───── DATASET CONTENT
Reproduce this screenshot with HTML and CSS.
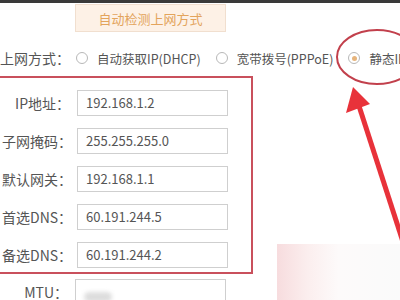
FILE: index.html
```html
<!DOCTYPE html>
<html lang="zh-CN">
<head>
  <meta charset="UTF-8">
  <title>上网设置</title>
  <link rel="stylesheet" href="styles.css">
</head>
<body>

<div class="topbar"></div>

<div class="detect-wrap">
  <button class="detect">自动检测上网方式</button>
</div>

<div class="mode-row">
  <span class="label">上网方式：</span>
  <label class="radio"><span class="dot"></span>自动获取IP(DHCP)</label>
  <label class="radio"><span class="dot"></span>宽带拨号(PPPoE)</label>
  <label class="radio checked"><span class="dot"></span>静态IP</label>
</div>

<div class="static-box">
  <div class="row">
    <span class="label">IP地址：</span>
    <div class="field">192.168.1.2</div>
  </div>
  <div class="row">
    <span class="label">子网掩码：</span>
    <div class="field">255.255.255.0</div>
  </div>
  <div class="row">
    <span class="label">默认网关：</span>
    <div class="field">192.168.1.1</div>
  </div>
  <div class="row">
    <span class="label">首选DNS：</span>
    <div class="field">60.191.244.5</div>
  </div>
  <div class="row">
    <span class="label">备选DNS：</span>
    <div class="field">60.191.244.2</div>
  </div>
</div>

<div class="row mtu-row">
  <span class="label">MTU：</span>
  <div class="field"><span class="blur"></span></div>
</div>

<!-- annotations drawn over the screenshot -->
<svg class="marks" width="400" height="300" viewBox="0 0 400 300">
  <ellipse cx="377" cy="57" rx="40" ry="27" fill="none" stroke="#c2404c" stroke-width="2"/>
  <line x1="405" y1="248" x2="359" y2="106" stroke="#e8323a" stroke-width="5"/>
  <polygon points="353,87 346,113 370,104" fill="#e8323a"/>
</svg>

<div class="watermark"></div>

</body>
</html>
```

FILE: styles.css
```css
body {
  margin: 0;
  width: 400px;
  height: 300px;
  overflow: hidden;
  background: #fff;
  font-family: "Noto Sans CJK SC", "Noto Sans", sans-serif;
  font-size: 14px;
  color: #555;
  position: relative;
}
.topbar {
  height: 3px;
  background: #3a3a3a;
}
.detect-wrap {
  padding: 1px 0 0 75px;
}
.detect {
  width: 151px;
  height: 28px;
  background: #fdf1e6;
  border: 1px solid #f1dfcf;
  color: #e3a45c;
  font-family: inherit;
  font-size: 13px;
  padding: 0;
}
.mode-row {
  display: flex;
  align-items: center;
  height: 36px;
  margin-top: 8px;
  white-space: nowrap;
  overflow: hidden;
}
.mode-row .label {
  width: 70px;
  margin-right: 6px;
  flex-shrink: 0;
}
.radio {
  display: flex;
  align-items: center;
  margin-right: 15px;
  font-size: 12.5px;
  flex-shrink: 0;
}
.dot {
  width: 12px;
  height: 12px;
  border: 1px solid #b8b8b8;
  border-radius: 50%;
  margin-right: 9px;
  box-sizing: border-box;
  position: relative;
  flex-shrink: 0;
}
.checked .dot::after {
  content: "";
  position: absolute;
  left: 2.5px;
  top: 2.5px;
  width: 5px;
  height: 5px;
  border-radius: 50%;
  background: #e6b47c;
}
.static-box {
  margin: 0 0 0 -10px;
  width: 263px;
  border: 2px solid #c9505c;
  padding: 12px 0 4px 10px;
  box-sizing: border-box;
  display: flex;
  flex-direction: column;
  gap: 12px;
}
.row {
  display: flex;
  align-items: center;
  white-space: nowrap;
}
.row .label {
  width: 68px;
  text-align: right;
  margin-right: 7px;
  flex-shrink: 0;
}
.field {
  width: 151px;
  height: 26px;
  border: 1px solid #cfcfcf;
  box-sizing: border-box;
  padding-left: 8px;
  line-height: 24px;
  font-size: 13px;
  color: #555;
  flex-shrink: 0;
}
.mtu-row {
  margin-top: 5px;
}
.blur {
  display: inline-block;
  width: 28px;
  height: 10px;
  margin-top: 12px;
  background: #ddd;
  border-radius: 5px;
  filter: blur(2px);
  vertical-align: top;
}
.marks {
  position: absolute;
  left: 0;
  top: 0;
}
.watermark {
  position: absolute;
  left: 277px;
  top: 244px;
  width: 123px;
  height: 56px;
  background: linear-gradient(90deg, #f7dcde 0%, #fbeeee 25%, #fdfafa 50%, #fafafa 100%);
}
```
──────────
● **TASK**
Leave the pictures out and copy the rest of the data exactly.

● **EXERCISE SOLUTION**
Reproduce this screenshot with HTML and CSS.
FILE: index.html
```html
<!DOCTYPE html>
<html lang="zh-CN">
<head>
  <meta charset="UTF-8">
  <title>上网设置</title>
  <link rel="stylesheet" href="styles.css">
</head>
<body>

<div class="topbar"></div>

<div class="detect-wrap">
  <button class="detect">自动检测上网方式</button>
</div>

<div class="mode-row">
  <span class="label">上网方式：</span>
  <label class="radio"><span class="dot"></span>自动获取IP(DHCP)</label>
  <label class="radio"><span class="dot"></span>宽带拨号(PPPoE)</label>
  <label class="radio checked"><span class="dot"></span>静态IP</label>
</div>

<div class="static-box">
  <div class="row">
    <span class="label">IP地址：</span>
    <div class="field">192.168.1.2</div>
  </div>
  <div class="row">
    <span class="label">子网掩码：</span>
    <div class="field">255.255.255.0</div>
  </div>
  <div class="row">
    <span class="label">默认网关：</span>
    <div class="field">192.168.1.1</div>
  </div>
  <div class="row">
    <span class="label">首选DNS：</span>
    <div class="field">60.191.244.5</div>
  </div>
  <div class="row">
    <span class="label">备选DNS：</span>
    <div class="field">60.191.244.2</div>
  </div>
</div>

<div class="row mtu-row">
  <span class="label">MTU：</span>
  <div class="field"><span class="blur"></span></div>
</div>

<!-- annotations drawn over the screenshot -->
<svg class="marks" width="400" height="300" viewBox="0 0 400 300">
  <ellipse cx="377" cy="57" rx="40" ry="27" fill="none" stroke="#c2404c" stroke-width="2"/>
  <line x1="405" y1="248" x2="359" y2="106" stroke="#e8323a" stroke-width="5"/>
  <polygon points="353,87 346,113 370,104" fill="#e8323a"/>
</svg>

<div class="watermark"></div>

</body>
</html>
```

FILE: styles.css
```css
body {
  margin: 0;
  width: 400px;
  height: 300px;
  overflow: hidden;
  background: #fff;
  font-family: "Noto Sans CJK SC", "Noto Sans", sans-serif;
  font-size: 14px;
  color: #555;
  position: relative;
}
.topbar {
  height: 3px;
  background: #3a3a3a;
}
.detect-wrap {
  padding: 1px 0 0 75px;
}
.detect {
  width: 151px;
  height: 28px;
  background: #fdf1e6;
  border: 1px solid #f1dfcf;
  color: #e3a45c;
  font-family: inherit;
  font-size: 13px;
  padding: 0;
}
.mode-row {
  display: flex;
  align-items: center;
  height: 36px;
  margin-top: 8px;
  white-space: nowrap;
  overflow: hidden;
}
.mode-row .label {
  width: 70px;
  margin-right: 6px;
  flex-shrink: 0;
}
.radio {
  display: flex;
  align-items: center;
  margin-right: 15px;
  font-size: 12.5px;
  flex-shrink: 0;
}
.dot {
  width: 12px;
  height: 12px;
  border: 1px solid #b8b8b8;
  border-radius: 50%;
  margin-right: 9px;
  box-sizing: border-box;
  position: relative;
  flex-shrink: 0;
}
.checked .dot::after {
  content: "";
  position: absolute;
  left: 2.5px;
  top: 2.5px;
  width: 5px;
  height: 5px;
  border-radius: 50%;
  background: #e6b47c;
}
.static-box {
  margin: 0 0 0 -10px;
  width: 263px;
  border: 2px solid #c9505c;
  padding: 12px 0 4px 10px;
  box-sizing: border-box;
  display: flex;
  flex-direction: column;
  gap: 12px;
}
.row {
  display: flex;
  align-items: center;
  white-space: nowrap;
}
.row .label {
  width: 68px;
  text-align: right;
  margin-right: 7px;
  flex-shrink: 0;
}
.field {
  width: 151px;
  height: 26px;
  border: 1px solid #cfcfcf;
  box-sizing: border-box;
  padding-left: 8px;
  line-height: 24px;
  font-size: 13px;
  color: #555;
  flex-shrink: 0;
}
.mtu-row {
  margin-top: 5px;
}
.blur {
  display: inline-block;
  width: 28px;
  height: 10px;
  margin-top: 12px;
  background: #ddd;
  border-radius: 5px;
  filter: blur(2px);
  vertical-align: top;
}
.marks {
  position: absolute;
  left: 0;
  top: 0;
}
.watermark {
  position: absolute;
  left: 277px;
  top: 244px;
  width: 123px;
  height: 56px;
  background: linear-gradient(90deg, #f7dcde 0%, #fbeeee 25%, #fdfafa 50%, #fafafa 100%);
}
```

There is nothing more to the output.